I split at 2PM and raced to the Heinze Wildlife Refuge near Philly airport for the ‘sure bet’ Code 3 Black-headed Gull that was hanging out with a dozen Ring-billed Gulls. The Ring-billed Gulls were there – great, but as the minutes before darkness wound down, I reluctantly threw in the towel in order to make my flight to Denver – to see about Pink-footed Goose. Two days, and two painful dips. Either the Denver goose would be there to greet me the next morning, or the Canada permit had better be on my phone – I needed a win.
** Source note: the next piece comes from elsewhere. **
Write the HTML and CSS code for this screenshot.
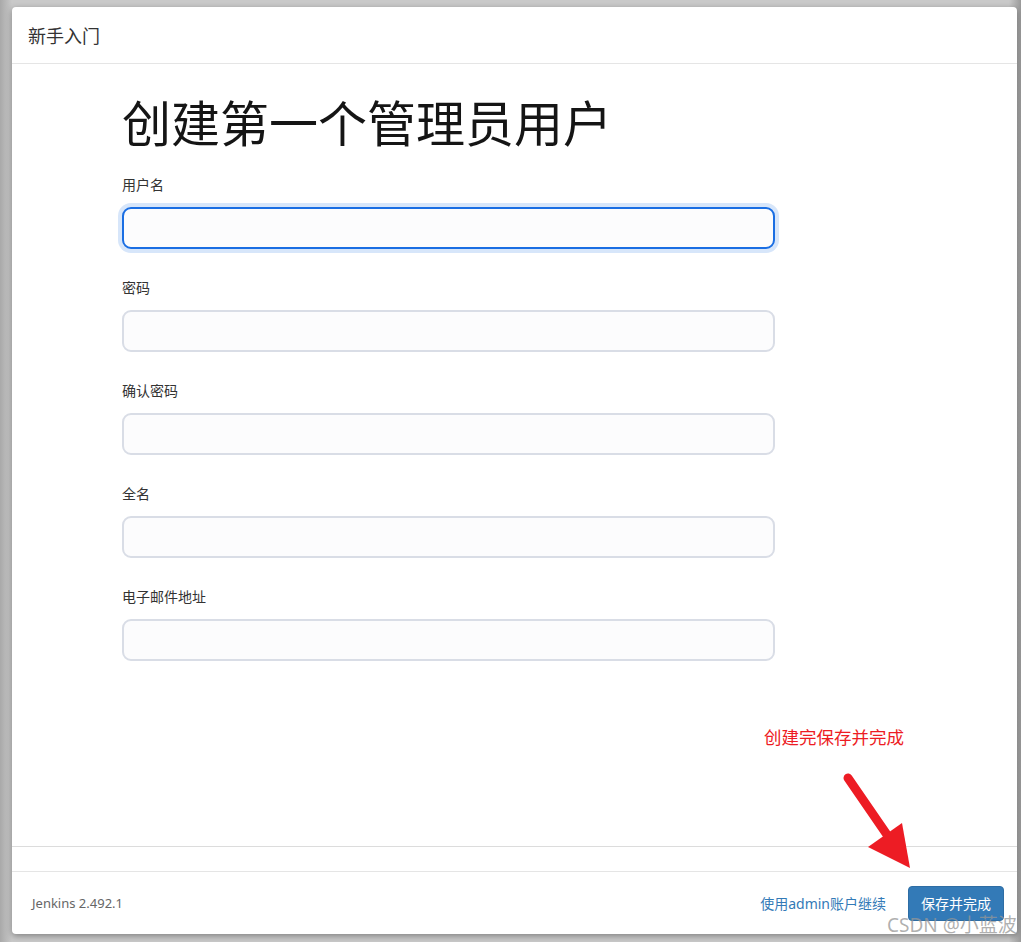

Much to my relief, upon my arrival on Friday morning, the Colorado goose, mixing it up with several thousand Cackling and Canada Geese, was still around – seemingly to ease my sense of fairness, and put me back in the groove. The whole Colorado experience proved to be a lot of fun, and it was nice to meet a number of birders – not all from Colorado, and to have dinner with my BBF from High School, Jimmy Tesone. Jimmy and I were amongst the top four high school pole-vaulters in the country during our graduating year – and remarkably, my Colorado state record of 16’ ended up lasting for 15-odd years. Jimmy’s career in football ended with a serious knee injury, while my track and field dreams similarly crumbled with a back injury – we were both 19 years old.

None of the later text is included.